The Cup of Warsaw Champion has been based in Oberstdorf since summer 2014 and it does not bother her that she is the only German top lady right now there.

“We are only a few skaters on the ice and that is perfect,” she commented. “When I was (at the training camp) in Italy, Carolina (Kostner) was with us on the ice and she is always a great stimulation and motivation. She always has been my idol.”

Schott is friends with Norwegian skater Sondre Oddvoll Boe, who trains with her in the same group. “We are a really good team,” she pointed out. “When one of us notes that the other one is not doing so well or it doesn’t go well, then we support each other.”
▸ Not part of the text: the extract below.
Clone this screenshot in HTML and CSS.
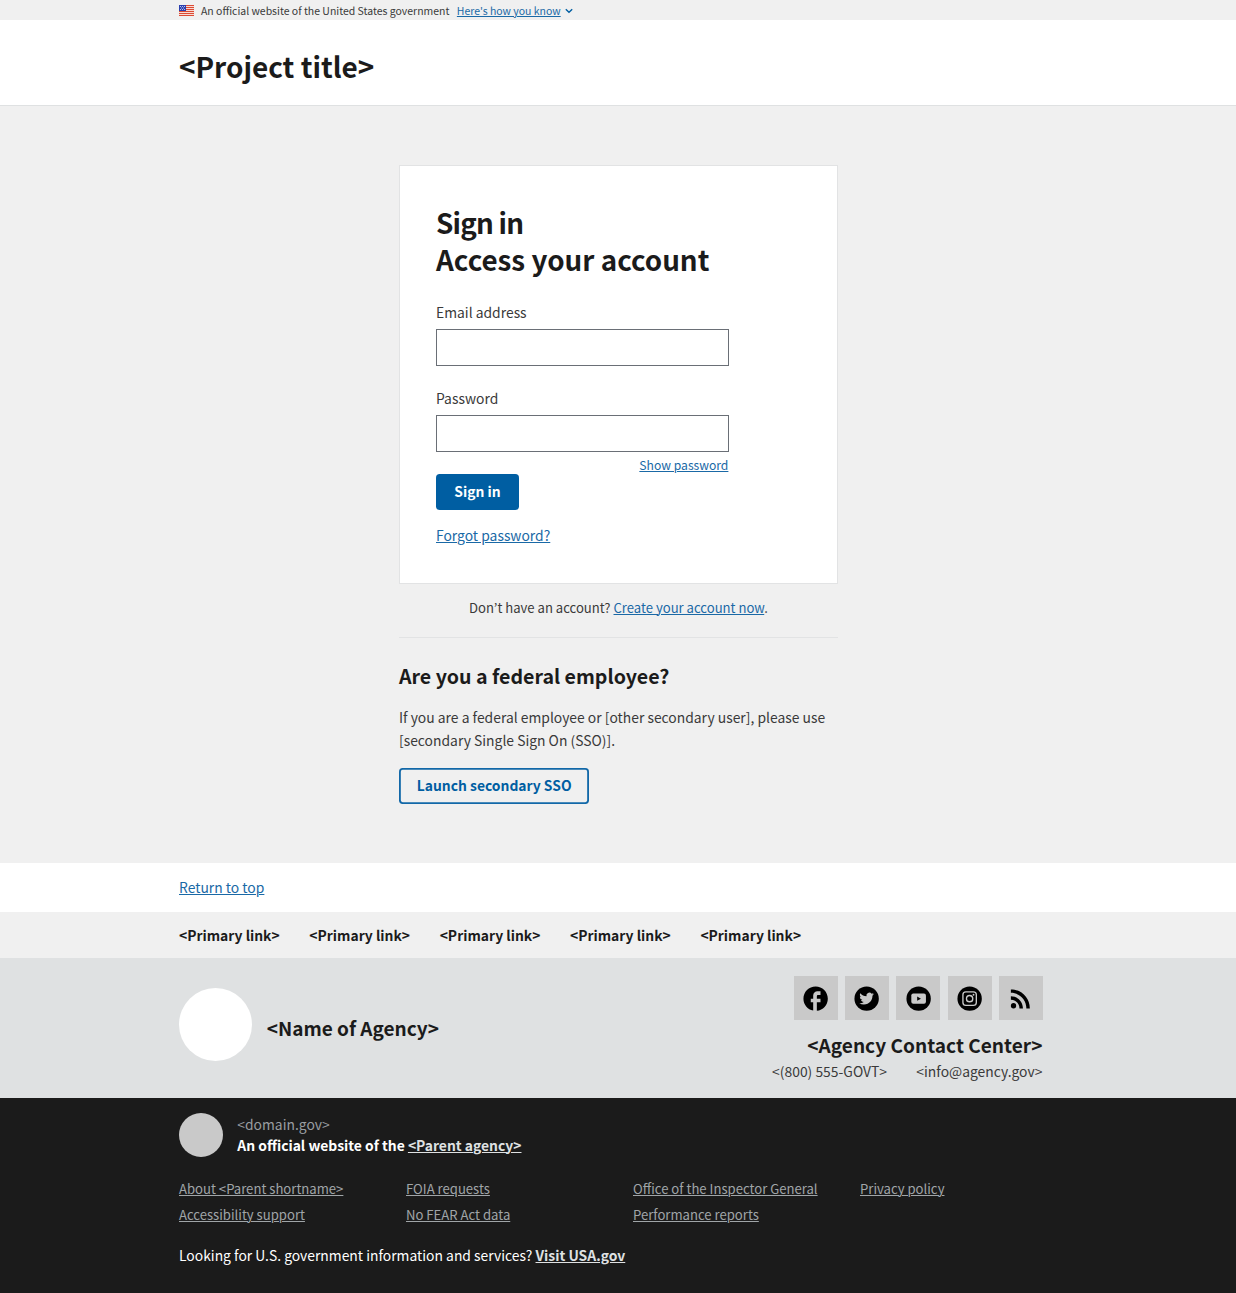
FILE: index.html
```
<!DOCTYPE html>
<html lang="en">
<head>
<meta charset="utf-8">
<title>Sign in</title>
<link rel="stylesheet" href="styles.css">
</head>
<body>
<div class="banner">
  <div class="container banner-inner">
    <svg class="flag" viewBox="0 0 15 11" aria-hidden="true">
      <rect width="15" height="11" fill="#f7d9d2"/>
      <path d="M0 .5h15M0 2.5h15M0 4.5h15M0 6.5h15M0 8.5h15M0 10.5h15" stroke="#dc4a33"/>
      <rect width="7" height="6" fill="#2a3fae"/>
      <path d="M1 1.5h1M3 1.5h1M5 1.5h1M2 3h1M4 3h1M1 4.5h1M3 4.5h1M5 4.5h1" stroke="#c6cdf0" stroke-width=".9"/>
    </svg>
    <span>An official website of the United States government</span>
    <a class="link banner-link" href="#">Here's how you know</a>
    <svg class="chevron" viewBox="0 0 8 6" aria-hidden="true"><path d="M.8 1.2l3.2 3 3.2-3" fill="none" stroke="#005ea2" stroke-width="1.4"/></svg>
  </div>
</div>
<header class="header">
  <div class="container"><div class="project-title">&lt;Project title&gt;</div></div>
</header>
<main class="main">
  <div class="column">
    <section class="card">
      <h1><span class="eyebrow">Sign in</span><br>Access your account</h1>
      <form class="form">
        <label for="email">Email address</label>
        <input id="email" type="email">
        <label for="password">Password</label>
        <input id="password" type="password">
        <a class="link show-password" href="#">Show password</a>
        <button class="button" type="button">Sign in</button>
        <a class="link forgot" href="#">Forgot password?</a>
      </form>
    </section>
    <p class="create">Don’t have an account? <a class="link" href="#">Create your account now</a>.</p>
    <section class="employee">
      <h2>Are you a federal employee?</h2>
      <p>If you are a federal employee or [other secondary user], please use<br>[secondary Single Sign On (SSO)].</p>
      <button class="button button-outline" type="button">Launch secondary SSO</button>
    </section>
  </div>
</main>
<footer>
  <div class="return"><div class="container"><a class="link" href="#">Return to top</a></div></div>
  <nav class="primary">
    <div class="container primary-links">
      <a href="#">&lt;Primary link&gt;</a>
      <a href="#">&lt;Primary link&gt;</a>
      <a href="#">&lt;Primary link&gt;</a>
      <a href="#">&lt;Primary link&gt;</a>
      <a href="#">&lt;Primary link&gt;</a>
    </div>
  </nav>
  <div class="secondary">
    <div class="container secondary-inner">
      <div class="agency">
        <div class="agency-logo"></div>
        <p class="agency-name">&lt;Name of Agency&gt;</p>
      </div>
      <div class="contact">
        <div class="social">
          <a href="#" aria-label="Facebook"><svg viewBox="0 0 24 24"><path d="M22 12c0-5.52-4.48-10-10-10S2 6.48 2 12c0 4.84 3.44 8.87 8 9.8V15H8v-3h2V9.5C10 7.57 11.57 6 13.5 6H16v3h-2c-.55 0-1 .45-1 1v2h3v3h-3v6.95c5.05-.5 9-4.76 9-9.95z"/></svg></a>
          <a href="#" aria-label="Twitter"><svg viewBox="0 0 24 24"><circle cx="12" cy="12" r="10"/><path class="cut" transform="translate(6 6) scale(.5)" d="M23.953 4.57a10 10 0 01-2.825.775 4.958 4.958 0 002.163-2.723c-.951.555-2.005.959-3.127 1.184a4.92 4.92 0 00-8.384 4.482C7.69 8.095 4.067 6.13 1.64 3.162a4.822 4.822 0 00-.666 2.475c0 1.71.87 3.213 2.188 4.096a4.904 4.904 0 01-2.228-.616v.06a4.923 4.923 0 003.946 4.827 4.996 4.996 0 01-2.212.085 4.936 4.936 0 004.604 3.417 9.867 9.867 0 01-6.102 2.105c-.39 0-.779-.023-1.17-.067a13.995 13.995 0 007.557 2.209c9.053 0 13.998-7.496 13.998-13.985 0-.21 0-.42-.015-.63A9.935 9.935 0 0024 4.59z"/></svg></a>
          <a href="#" aria-label="YouTube"><svg viewBox="0 0 24 24"><circle cx="12" cy="12" r="10"/><rect class="cut" x="6" y="7.8" width="12" height="8.4" rx="1.6"/><path d="M10.8 10.2v3.6l3.1-1.8z"/></svg></a>
          <a href="#" aria-label="Instagram"><svg viewBox="0 0 24 24"><circle cx="12" cy="12" r="10"/><rect class="ring" x="6.5" y="6.5" width="11" height="11" rx="2.4"/><circle class="ring" cx="12" cy="12" r="2.6"/><circle class="cut" cx="15.2" cy="8.8" r=".75"/></svg></a>
          <a href="#" aria-label="RSS"><svg viewBox="0 0 24 24"><circle cx="5.18" cy="18.82" r="2.18" transform="translate(1 -1)"/><path d="M4 4.44v2.83c7.03 0 12.73 5.7 12.73 12.73h2.83c0-8.59-6.97-15.56-15.56-15.56zm0 5.66v2.83c3.9 0 7.07 3.17 7.07 7.07h2.83c0-5.47-4.43-9.9-9.9-9.9z"/></svg></a>
        </div>
        <p class="contact-heading">&lt;Agency Contact Center&gt;</p>
        <div class="contact-info"><span>&lt;(800) 555-GOVT&gt;</span><span>&lt;info@agency.gov&gt;</span></div>
      </div>
    </div>
  </div>
  <div class="identifier">
    <div class="container">
      <div class="masthead">
        <div class="parent-logo"></div>
        <div class="identity">
          <p class="domain">&lt;domain.gov&gt;</p>
          <p class="disclaimer">An official website of the <a href="#">&lt;Parent agency&gt;</a></p>
        </div>
      </div>
      <div class="required-links">
        <a href="#">About &lt;Parent shortname&gt;</a>
        <a href="#">FOIA requests</a>
        <a href="#">Office of the Inspector General</a>
        <a href="#">Privacy policy</a>
        <a href="#">Accessibility support</a>
        <a href="#">No FEAR Act data</a>
        <a href="#">Performance reports</a>
      </div>
      <p class="usagov">Looking for U.S. government information and services? <a href="#">Visit USA.gov</a></p>
    </div>
  </div>
</footer>
</body>
</html>
```
FILE: styles.css
```
* { box-sizing: border-box; }

body {
  margin: 0;
  background: #1b1b1b;
  color: #1b1b1b;
  font-family: "Noto Sans CJK JP", "Noto Sans", sans-serif;
  font-size: 13.88px;
  line-height: 20px;
}

h1, h2, p { margin: 0; }

a {
  color: inherit;
  text-decoration-thickness: 1px;
  text-underline-offset: 1px;
}

.link { color: #1a69a6; }

.container {
  width: 864px;
  margin-left: 179px;
}

/* Government banner */
.banner {
  height: 20px;
  padding-top: 0.5px;
  background: #f0f0f0;
  color: #3a3a3a;
  font-size: 10.48px;
}

.banner-inner { display: flex; align-items: center; }
.flag { width: 15px; height: 11px; margin-right: 7px; }
.banner-link { margin-left: 7.5px; }
.chevron { width: 8px; height: 6px; margin-left: 4px; margin-top: 1px; }

/* Header */
.header {
  height: 86px;
  padding-top: 26px;
  background: #fff;
  border-bottom: 1px solid #dfe1e2;
}

.project-title {
  font-size: 27.95px;
  font-weight: 700;
  line-height: 40px;
}

/* Sign-in column */
.main {
  padding: 59px 0;
  background: #f0f0f0;
}

.column { width: 439px; margin-left: 399px; }

.card {
  padding: 37.5px 36px 38px;
  background: #fff;
  border: 1px solid #e2e3e4;
}

h1 { font-size: 27.8px; line-height: 37.3px; }
.eyebrow { letter-spacing: -0.8px; }

.form {
  display: flex;
  flex-direction: column;
  align-items: flex-start;
  width: 293px;
}

.form label { margin-top: 24px; color: #3a3a3a; }
.form input + label { margin-top: 22px; }

.form input {
  width: 293px;
  height: 37px;
  margin: 7px 0 0;
  padding: 7px;
  border: 1px solid #6a6f76;
  border-radius: 0;
  background: #fff;
}

.show-password {
  align-self: flex-end;
  margin: 4px 0.6px 0 0;
  font-size: 12.15px;
  line-height: 17px;
}

.button {
  height: 35.5px;
  margin: 1px 0 0;
  padding: 0 18.3px 1px;
  border: 0;
  border-radius: 3.66px;
  background: #005ea2;
  color: #fff;
  font: 700 13.86px/20px "Noto Sans CJK JP", "Noto Sans", sans-serif;
}

.forgot { margin-top: 15.5px; }

.create {
  margin-top: 13.5px;
  padding-bottom: 19.5px;
  border-bottom: 1px solid #e2e3e4;
  color: #3a3a3a;
  font-size: 13.1px;
  text-align: center;
}

h2 {
  margin: 24.5px 0 17.5px;
  font-size: 19.6px;
  line-height: 26px;
}

.employee p { color: #3a3a3a; line-height: 23px; white-space: nowrap; }

.button-outline {
  display: block;
  margin-top: 16px;
  padding: 0 17.8px 1px;
  background: transparent;
  box-shadow: inset 0 0 0 1.83px #1268a8;
  color: #005ea2;
}

/* Footer */
.return {
  height: 49.8px;
  padding-top: 14.8px;
  background: #fff;
}

.primary {
  height: 46px;
  padding-top: 12.7px;
  background: #f0f0f0;
}

.primary-links { display: flex; gap: 29.65px; }

.primary-links a { font-weight: 700; text-decoration: none; }

.secondary {
  height: 140px;
  padding-top: 18px;
  background: #dfe1e2;
}

.secondary-inner { display: flex; justify-content: space-between; }

.agency {
  display: flex;
  align-items: center;
  gap: 14.7px;
  height: 73px;
  margin-top: 12px;
}

.agency-logo {
  width: 73px;
  height: 73px;
  border-radius: 50%;
  background: #fff;
}

.agency-name {
  padding-top: 6px;
  font-size: 19.03px;
  font-weight: 700;
  line-height: 30px;
}

.contact {
  display: flex;
  flex-direction: column;
  align-items: flex-end;
}

.social { display: flex; gap: 7.3px; }

.social a {
  display: flex;
  align-items: center;
  justify-content: center;
  width: 44px;
  height: 44px;
  background: #c9c9c9;
}

.social svg { width: 29.25px; height: 29.25px; fill: #000; }
.social .cut { fill: #c9c9c9; }
.social .ring { fill: none; stroke: #c9c9c9; stroke-width: 1.1; }

.contact-heading {
  margin: 11.5px 0.6px 0 0;
  font-size: 19.08px;
  font-weight: 700;
  line-height: 26px;
}

.contact-info {
  display: flex;
  gap: 29.3px;
  margin: 3px 0.6px 0 0;
  color: #3a3a3a;
}

/* Identifier */
.identifier {
  height: 195px;
  padding-top: 14.5px;
  background: #1b1b1b;
  color: #fff;
}

.masthead { display: flex; gap: 14.3px; }

.parent-logo {
  width: 44px;
  height: 44px;
  border-radius: 50%;
  background: #c9c9c9;
}

.identity { padding-top: 1.2px; }
.domain { color: #999da0; }
.disclaimer { margin-top: 0.5px; font-weight: 700; }
.disclaimer a, .usagov a { color: #dfe1e2; font-weight: 700; }

.required-links {
  display: grid;
  grid-template-columns: repeat(4, 227px);
  justify-items: start;
  row-gap: 5.7px;
  margin-top: 22.3px;
  color: #a0a5a8;
  font-size: 13.12px;
  white-space: nowrap;
}

.usagov { margin-top: 19.8px; }
```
When the skater has spare time, the rink is not a place where she wants to spend it. “My boyfriend is an alpine skier and my other friends are not skaters and I think it is better like that so you clear your mind,” she explained.

The NRW Trophy Champion plans to start her competitive season in October at the Cup of Nice in France.

“I realized last year, the later it was in the season, the better I got,” Schott observed. “Obviously, the jumps are getting more solid in the programs. I have three Challenger events that are important – I want to compete in Warsaw (Poland), Minsk (Belarus) and Tallinn (Estonia) or Zagreb (Croatia).”

The German Skating Union will select the team for Europeans and the Olympic Games based on not only on nationals, but the results of the season. So far, Schott has not yet been selected for a Grand Prix event, but is still hoping to get an assignment as a substitute.

Huth is optimistic for the future of his student. “We would be happy if she can show her progress in competition. She has improved steadily last season and that was good. She made the best out of the season, in spite of the (knee) injury. She needs to stay healthy, then we will see.”

“I said at Europeans (2017) that she might compete for a medal at the Europeans in 2020, and I do think she is capable of it,” he concluded.